Yao Liu, Wenjie Wang, Yifei Feng, Bo Peng, Jianguo Yao, and Haibing Guan, Shanghai Jiao Tong University
Arbitrary-Precision Quantization (APQ), which uses asymmetric bit-widths for weights and activations (e.g., W4A8), is a prevalent technique for LLM inference because of its excellent accuracy-performance balance. APQ transforms the general matrix multiplications (GEMM), the core of LLM computation, into mixed-precision GEMM (mpGEMM) whose two operand matrices have different quantization bit-widths. However, we identify that the computation paradigms of mpGEMM in current APQ LLM inference systems are sub-optimal because the shapes and bit-widths of mpGEMM tasks in APQ LLM are highly variable, whereas existing static and workload-unaware paradigms can only accelerate mpGEMM tasks with the same or similar shapes and bit-widths.

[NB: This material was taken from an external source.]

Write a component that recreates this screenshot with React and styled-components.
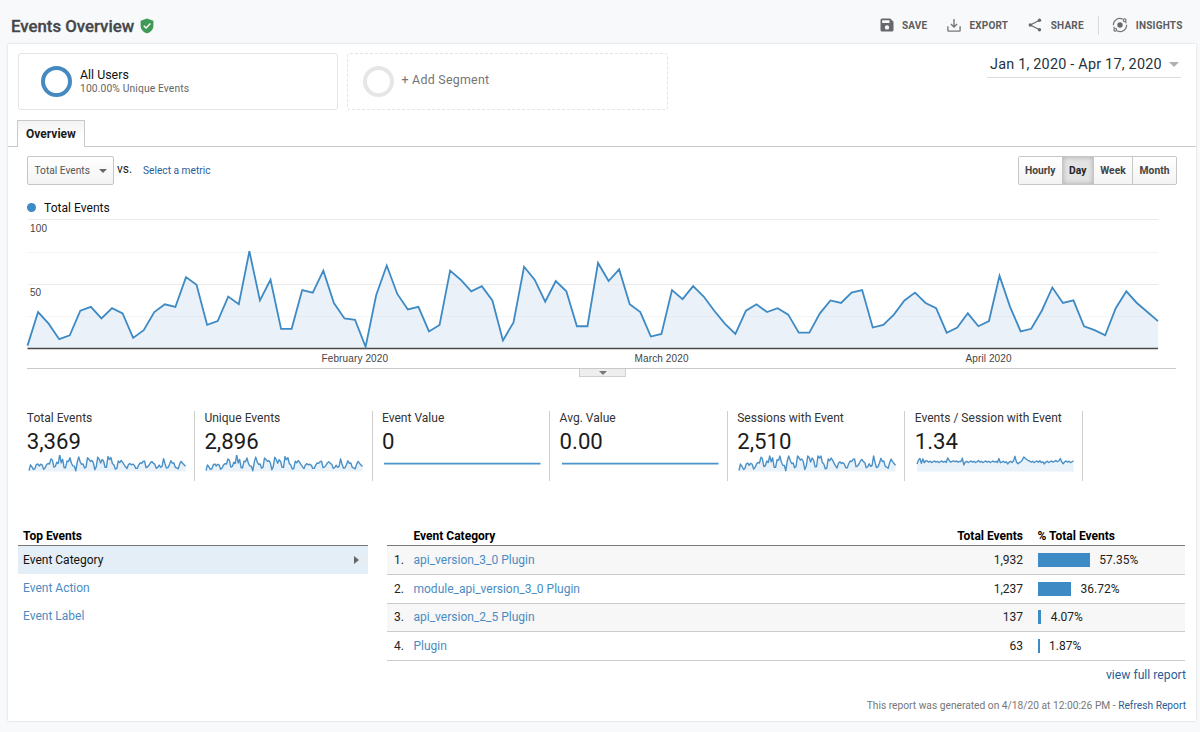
import React from "react";
import styled, { createGlobalStyle } from "styled-components";

const GlobalStyle = createGlobalStyle`
  * { box-sizing: border-box; }
  html, body { margin: 0; padding: 0; background: #f8f9fb; }
  body { font-family: Roboto, "Liberation Sans", sans-serif; font-size: 12px; color: #222; }
`;

const Page = styled.div`
  width: 1200px;
  height: 732px;
  overflow: hidden;
  background: #f8f9fb;
`;

const Header = styled.header`
  height: 44px;
  padding: 6px 17.5px 0 11px;
  display: flex;
  align-items: center;
  justify-content: space-between;
`;

const Title = styled.h1`
  margin: 0;
  display: flex;
  align-items: center;
  gap: 6px;
  font-size: 16.8px;
  line-height: 20px;
  padding-top: 1px;
  font-weight: 500;
  color: #444649;
  -webkit-text-stroke: 0.3px #444649;
`;

const Toolbar = styled.div`
  display: flex;
  align-items: center;
  height: 20px;
`;

const ToolButton = styled.button`
  display: flex;
  align-items: center;
  gap: ${(p) => p.$gap}px;
  margin: 0 0 0 ${(p) => p.$ml}px;
  padding: 0;
  border: 0;
  background: none;
  font: 700 10px Roboto, sans-serif;
  letter-spacing: 0.2px;
  color: #5b5d60;
`;

const ToolDivider = styled.span`
  width: 1px;
  height: 19px;
  margin-left: 14px;
  background: #d9dadc;
`;

const Panel = styled.main`
  width: 1187.5px;
  height: 677px;
  margin-left: 8px;
  background: #fff;
  box-shadow: 0 0 2px rgba(60, 64, 67, 0.22);
`;

const SegmentBar = styled.section`
  display: flex;
  height: 76px;
  padding: 9px 14.5px 0 9.5px;
`;

const SegmentCard = styled.div`
  width: 320.5px;
  height: 57px;
  margin-right: 9px;
  padding-left: ${(p) => (p.$dashed ? 14.5 : 22.5)}px;
  display: flex;
  align-items: center;
  gap: 8px;
  border: 1px ${(p) => (p.$dashed ? "dashed" : "solid")} #e4e4e4;
  border-radius: 3px;
`;

const Ring = styled.span`
  width: 31px;
  height: 31px;
  border-radius: 50%;
  border: 4px solid ${(p) => p.$color};
`;

const SegmentText = styled.div`
  padding-bottom: 1px;
`;

const SegmentName = styled.div`
  font-size: 12.4px;
  line-height: 14px;
  color: #111;
`;

const SegmentDetail = styled.div`
  font-size: 10.3px;
  line-height: 13px;
  letter-spacing: 0.12px;
  color: #666;
`;

const AddSegment = styled.div`
  font-size: 12.4px;
  letter-spacing: 0.26px;
  margin-bottom: 4px;
  color: #757575;
`;

const DateRange = styled.div`
  margin-left: auto;
  width: 194px;
  height: 25px;
  padding: 0 2px 1px 3px;
  display: flex;
  align-items: center;
  justify-content: space-between;
  border-bottom: 1px solid #dcdcdc;
  font-size: 14.4px;
  letter-spacing: 0.22px;
  white-space: nowrap;
  color: #26323c;
`;

const Caret = styled.span`
  border: ${(p) => p.$size}px solid transparent;
  border-top-color: ${(p) => p.$color};
  border-bottom: 0;
`;

const Tabs = styled.nav`
  height: 27px;
  padding-left: 9px;
  border-bottom: 1px solid #c9c9c9;
`;

const Tab = styled.div`
  width: 68px;
  height: 27px;
  border: 1px solid #c9c9c9;
  border-bottom: 0;
  background: linear-gradient(#f3f3f3, #fff 60%);
  font-weight: 700;
  text-align: center;
  line-height: 26px;
  color: #1c1c1c;
`;

const Controls = styled.div`
  display: flex;
  align-items: center;
  height: 29px;
  margin: 9px 18.5px 0 19px;
`;

const MetricSelect = styled.div`
  width: 86.5px;
  height: 29px;
  padding: 0 6px 0 6.5px;
  display: flex;
  align-items: center;
  justify-content: space-between;
  border: 1px solid #c6c6c6;
  border-radius: 2px;
  background: linear-gradient(#fff, #f3f3f3);
  font-size: 10.2px;
  color: #555;
`;

const Versus = styled.span`
  width: 29.5px;
  padding-left: 3.5px;
  padding-bottom: 3px;
  font-size: 12px;
`;

const MetricLink = styled.a`
  font-size: 10.2px;
  color: #2b5e97;
`;

const Granularity = styled.div`
  margin-left: auto;
  display: grid;
  grid-template-columns: 43.5px 31.5px 39px 43px;
  height: 29px;
  border: 1px solid #c6c6c6;
  border-radius: 2px;
  overflow: hidden;
`;

const GrainButton = styled.button`
  padding: 0;
  border: 0;
  border-right: ${(p) => (p.$last ? 0 : 1)}px solid #c6c6c6;
  background: ${(p) => (p.$active ? "#e3e3e3" : "linear-gradient(#fff, #f3f3f3)")};
  box-shadow: ${(p) => (p.$active ? "inset 0 0 5px rgba(0,0,0,.25)" : "none")};
  font: 700 10.3px Roboto, sans-serif;
  color: ${(p) => (p.$active ? "#222" : "#444")};
`;

const Legend = styled.div`
  display: flex;
  align-items: center;
  gap: 8px;
  height: 16px;
  margin: 14.5px 0 0 19px;
  font-size: 12.1px;
  color: #111;
`;

const Dot = styled.span`
  width: 9px;
  height: 9px;
  border-radius: 50%;
  background: #3d8ac4;
`;

const ChartArea = styled.section`
  height: 150px;
  margin: 3.5px 19.5px 0 19px;
  border-bottom: 1px solid #c9c9c9;

  svg { display: block; overflow: visible; }
  text { font-family: "Liberation Sans", Arial, sans-serif; font-size: 10px; fill: #444; }
`;

const Handle = styled.div`
  width: 47px;
  height: 8px;
  margin-left: 571px;
  display: flex;
  align-items: center;
  justify-content: center;
  border: 1px solid #cfcfcf;
  border-top: 0;
  background: #eee;
`;

const Metrics = styled.section`
  display: grid;
  grid-template-columns: repeat(6, 177.6px);
  height: 70px;
  margin: 34px 0 0 9.4px;
`;

const Metric = styled.div`
  padding-left: 9.4px;
  border-right: 1px solid #cfcfcf;
`;

const MetricLabel = styled.div`
  height: 15px;
  line-height: 14px;
  font-size: 12.05px;
  white-space: nowrap;
  color: #333;
`;

const MetricValue = styled.div`
  height: 29px;
  line-height: 31px;
  font-size: 22.2px;
  color: #1c1c1c;
`;

const Spark = styled.svg`
  display: block;
  width: 160px;
  height: 20px;
`;

const Tables = styled.section`
  display: flex;
  gap: 18.5px;
  margin: 44px 10px 0 9.5px;
`;

const Dimensions = styled.div`
  width: 350.5px;
`;

const ListTitle = styled.div`
  height: 21px;
  padding-left: 5.5px;
  border-bottom: 1px solid #777;
  font-weight: 700;
  line-height: 23px;
  color: #000;
`;

const Dimension = styled.div`
  display: flex;
  align-items: center;
  justify-content: space-between;
  height: 28px;
  padding: 0 9px 0 5.5px;
  background: ${(p) => (p.$active ? "#e3eef6" : "transparent")};
  color: ${(p) => (p.$active ? "#111" : "#4a8cc2")};
`;

const RightCaret = styled.span`
  border: 4px solid transparent;
  border-left: 5px solid #666;
  border-right: 0;
`;

const Report = styled.div`
  width: 798.5px;
`;

const ReportRow = styled.div`
  display: grid;
  grid-template-columns: 27px 509.5px 100px 1fr;
  align-items: center;
  height: ${(p) => (p.$head ? 21 : 28.8)}px;
  padding-top: ${(p) => (p.$head ? 2 : 0)}px;
  border-bottom: 1px solid ${(p) => (p.$head ? "#777" : "#cbcbcb")};
  background: ${(p) => (p.$shade ? "#f7f7f7" : "transparent")};
  font-weight: ${(p) => (p.$head ? 700 : 400)};
  color: ${(p) => (p.$head ? "#000" : "#222")};
`;

const RowNumber = styled.span`
  padding-left: 7.5px;
`;

const RowLink = styled.a`
  color: #4a8cc2;
`;

const RowCount = styled.span`
  text-align: right;
`;

const Share = styled.span`
  display: flex;
  align-items: center;
  gap: 9.5px;
  padding-left: 14.5px;
`;

const Bar = styled.span`
  height: 14px;
  background: #3d8ac4;
`;

const Footer = styled.footer`
  padding: 6px 9.5px 0 0;
  text-align: right;
  color: #2b5e97;
`;

const FullReport = styled.div`
  height: 17px;
  line-height: 17px;
  font-size: 12.2px;
`;

const Generated = styled.div`
  margin-top: 14px;
  height: 16px;
  line-height: 16px;
  font-size: 10.23px;
  color: #777;

  a { color: #2b5e97; }
`;

const TOTALS = [
  2, 28, 19, 7, 10, 29, 32, 23, 31, 27, 8, 14, 28, 34, 32, 55, 49, 18, 21, 40, 34, 75, 37, 53, 15, 15, 45, 43,
  60, 35, 23, 22, 1, 41, 64, 42, 30, 32, 13, 18, 60, 53, 44, 48, 37, 6, 20, 63, 53, 36, 52, 44, 17, 17, 66, 52,
  61, 34, 28, 9, 11, 45, 38, 48, 40, 29, 19, 11, 29, 34, 28, 31, 26, 12, 12, 27, 37, 35, 43, 45, 16, 18, 26, 37,
  43, 35, 31, 12, 16, 27, 17, 21, 56, 32, 13, 15, 29, 47, 35, 37, 17, 14, 10, 31, 44, 35, 28, 21,
];

const SESSION_PEAKS = {
  0: 1.1, 1: 1.7, 2: 1.95, 3: 1.2, 4: 1.9, 5: 1.3, 6: 1.6, 21: 2.05, 22: 1.65, 25: 1.6, 30: 1.5, 31: 2.0, 32: 0.95,
  42: 1.65, 56: 1.95, 57: 1.3, 62: 1.1, 66: 1.6, 67: 2.3, 68: 1.4, 69: 1.15, 72: 1.75, 73: 2.2, 74: 2.0, 75: 1.8,
  76: 1.65, 84: 1.6, 87: 1.1, 95: 1.65, 98: 1.95, 99: 1.4, 100: 1.15,
};

const PER_SESSION = TOTALS.map((v, i) => SESSION_PEAKS[i] || 1.32 + ((i * 7) % 5) * 0.065);

const SESSIONS = TOTALS.map((v, i) => Math.min(59, v * (i > 60 ? 1.06 : 0.98)));

const toPoints = (data, width, height, max, pad = 0) =>
  data.map((v, i) => `${((i * width) / (data.length - 1)).toFixed(2)},${(height - pad - (v / max) * (height - pad)).toFixed(2)}`).join(" ");

function Sparkline({ data, max, flat }) {
  if (flat) {
    return (
      <Spark viewBox="0 0 160 20">
        <path d="M2 8.600H158.500" stroke="#4a94cc" strokeWidth="1.700" />
      </Spark>
    );
  }
  const pts = toPoints(data, 156.5, 15.5, max, 0.5);
  return (
    <Spark viewBox="0 0 160 20">
      <g transform="translate(2 1)">
        <polygon points={`0,15.500 ${pts} 156.5,15.5`} fill="#e9f2f9" />
        <polyline points={pts} fill="none" stroke="#4a90c6" strokeWidth="1.400" strokeLinejoin="round" />
      </g>
    </Spark>
  );
}

function EventsChart() {
  const w = 1130.5;
  const h = 129.2;
  const pts = toPoints(TOTALS, w, h, 100);
  return (
    <svg width="1148" height="148">
      <g transform="translate(0.5 0)">
        <polygon points={`0,${h} ${pts} ${w},${h}`} fill="#eaf1f8" />
        <path d="M0 .5H1130.5M0 65.5H1130.5" stroke="#e8eaec" />
        <path d="M0 33.5H1130.5M0 97.500H1130.5" stroke="#dfe3e6" strokeOpacity=".4" />
        <path d="M0 129.5H1130.5" stroke="#4a4a4a" strokeWidth="1.3" />
        <polyline points={pts} fill="none" stroke="#3d8ac4" strokeWidth="1.8" strokeLinejoin="miter" />
      </g>
      <text x="3" y="12.500" textLength="17">100</text>
      <text x="3" y="77">50</text>
      <text x="294.500" y="143" textLength="66.500">February 2020</text>
      <text x="607.500" y="143" textLength="54">March 2020</text>
      <text x="938.500" y="143" textLength="46">April 2020</text>
    </svg>
  );
}

const ShieldIcon = () => (
  <svg width="14" height="16" viewBox="0 0 14 16">
    <path d="M7 .4 13.400 2.800V7.400C13.400 11.200 10.700 14.200 7 15.300 3.300 14.200.6 11.200.6 7.400V2.800Z" fill="#3f9a58" />
    <path d="m3.800 7.700 2.300 2.300 4.300-4.400" fill="none" stroke="#fff" strokeWidth="1.400" />
  </svg>
);

const SaveIcon = () => (
  <svg width="14" height="14" viewBox="0 0 14 14">
    <path fillRule="evenodd" fill="#66686b" d="M2 .5H10.200L13.500 3.800V12A1.500 1.500 0 0 1 12 13.500H2A1.500 1.500 0 0 1 .5 12V2A1.500 1.500 0 0 1 2 .5ZM2.200 2.300V5H9.500V2.300ZM7 7.200A2.200 2.200 0 1 0 7 11.600 2.200 2.200 0 1 0 7 7.200Z" />
  </svg>
);

const ExportIcon = () => (
  <svg width="14" height="14" viewBox="0 0 14 14" fill="none" stroke="#77797c" strokeWidth="1.400">
    <path d="M.9 8.200V12.500Q.9 13.100 1.500 13.100H12.500Q13.100 13.100 13.100 12.500V8.200M7 1V8.800M3.900 6 7 9.100 10.100 6" />
  </svg>
);

const ShareIcon = () => (
  <svg width="14" height="14" viewBox="0 0 14 14" fill="#66686b">
    <path d="M11.500 2.200 2.400 7 11.500 11.800" fill="none" stroke="#66686b" strokeWidth="1.200" />
    <circle cx="11.500" cy="2.200" r="1.700" />
    <circle cx="2.300" cy="7" r="1.700" />
    <circle cx="11.500" cy="11.800" r="1.700" />
  </svg>
);

const InsightsIcon = () => (
  <svg width="16" height="16" viewBox="0 0 16 16" fill="none" stroke="#77797c" strokeWidth="1.200">
    <circle cx="8" cy="8" r="2.700" fill="#66686b" stroke="none" />
    <path d="M1.400 8.300A6.500 6.500 0 0 1 10.800 2.100M14.600 7.700A6.500 6.500 0 0 1 5.200 13.900M14.300 6.200 13.600 4.700M1.700 9.800 2.400 11.300" />
    <circle cx="12.700" cy="3.200" r="1.350" />
    <circle cx="3.300" cy="12.800" r="1.350" />
  </svg>
);

const METRICS = [
  { label: "Total Events", value: "3,369", data: TOTALS, max: 68 },
  { label: "Unique Events", value: "2,896", data: TOTALS, max: 69 },
  { label: "Event Value", value: "0", flat: true },
  { label: "Avg. Value", value: "0.00", flat: true },
  { label: "Sessions with Event", value: "2,510", data: SESSIONS, max: 59 },
  { label: "Events / Session with Event", value: "1.34", data: PER_SESSION, max: 2.35 },
];

const ROWS = [
  { name: "api_version_3_0 Plugin", total: "1,932", pct: 57.35 },
  { name: "module_api_version_3_0 Plugin", total: "1,237", pct: 36.72 },
  { name: "api_version_2_5 Plugin", total: "137", pct: 4.07 },
  { name: "Plugin", total: "63", pct: 1.87 },
];

export default function App() {
  return (
    <Page>
      <GlobalStyle />
      <Header>
        <Title>Events Overview <ShieldIcon /></Title>
        <Toolbar>
          <ToolButton $gap={8} $ml={0}><SaveIcon />SAVE</ToolButton>
          <ToolButton $gap={8} $ml={20}><ExportIcon />EXPORT</ToolButton>
          <ToolButton $gap={8.5} $ml={20}><ShareIcon />SHARE</ToolButton>
          <ToolDivider />
          <ToolButton $gap={8} $ml={13}><InsightsIcon />INSIGHTS</ToolButton>
        </Toolbar>
      </Header>
      <Panel>
        <SegmentBar>
          <SegmentCard>
            <Ring $color="#4489c0" />
            <SegmentText>
              <SegmentName>All Users</SegmentName>
              <SegmentDetail>100.00% Unique Events</SegmentDetail>
            </SegmentText>
          </SegmentCard>
          <SegmentCard $dashed>
            <Ring $color="#e6e6e6" />
            <AddSegment>+ Add Segment</AddSegment>
          </SegmentCard>
          <DateRange>Jan 1, 2020 - Apr 17, 2020 <Caret $size={5.5} $color="#b0b0b0" /></DateRange>
        </SegmentBar>
        <Tabs><Tab>Overview</Tab></Tabs>
        <Controls>
          <MetricSelect>Total Events <Caret $size={4} $color="#666" /></MetricSelect>
          <Versus>vs.</Versus>
          <MetricLink>Select a metric</MetricLink>
          <Granularity>
            <GrainButton>Hourly</GrainButton>
            <GrainButton $active>Day</GrainButton>
            <GrainButton>Week</GrainButton>
            <GrainButton $last>Month</GrainButton>
          </Granularity>
        </Controls>
        <Legend><Dot />Total Events</Legend>
        <ChartArea><EventsChart /></ChartArea>
        <Handle><Caret $size={4} $color="#777" /></Handle>
        <Metrics>
          {METRICS.map((m) => (
            <Metric key={m.label}>
              <MetricLabel>{m.label}</MetricLabel>
              <MetricValue>{m.value}</MetricValue>
              <Sparkline data={m.data} max={m.max} flat={m.flat} />
            </Metric>
          ))}
        </Metrics>
        <Tables>
          <Dimensions>
            <ListTitle>Top Events</ListTitle>
            <Dimension $active>Event Category <RightCaret /></Dimension>
            <Dimension>Event Action</Dimension>
            <Dimension>Event Label</Dimension>
          </Dimensions>
          <Report>
            <ReportRow $head>
              <span />
              <span>Event Category</span>
              <RowCount>Total Events</RowCount>
              <Share>% Total Events</Share>
            </ReportRow>
            {ROWS.map((r, i) => (
              <ReportRow key={r.name} $shade={i % 2 === 0}>
                <RowNumber>{i + 1}.</RowNumber>
                <RowLink>{r.name}</RowLink>
                <RowCount>{r.total}</RowCount>
                <Share>
                  <Bar style={{ width: `${Math.max(2, r.pct * 0.912)}px` }} />
                  {r.pct}%
                </Share>
              </ReportRow>
            ))}
          </Report>
        </Tables>
        <Footer>
          <FullReport>view full report</FullReport>
          <Generated>This report was generated on 4/18/20 at 12:00:26 PM - <a>Refresh Report</a></Generated>
        </Footer>
      </Panel>
    </Page>
  );
}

Based on this finding, we propose ADAngel, a framework for creating a workload-adaptive mpGEMM computation core for target LLMs. The theoretical foundation of ADAngel is the DPR (Decomposition-Partial Product-Reconstruction) computation model, which enables systematic generation of a diverse portfolio of mpGEMM algorithms by specifying different bit-partition schemes. Guided by this model, ADAngel constructs a Computation Strategy Set comprising several highly optimized mpGEMM kernels, and exhaustively analyzes the strategy set to create an Oracle Policy Map, which enables a lightweight dispatcher to select and execute the optimal kernel for runtime mpGEMM tasks with negligible overhead. Our evaluation shows that the ADAngel-specialized engine achieves up to a 5.10× speedup in decode throughput over llama.cpp; while in the prefill stage, it demonstrates its adaptivity by delivering speedups ranging from 1.17× to 2.38× over TensorRT-LLM in Time-To-First-Token (TTFT).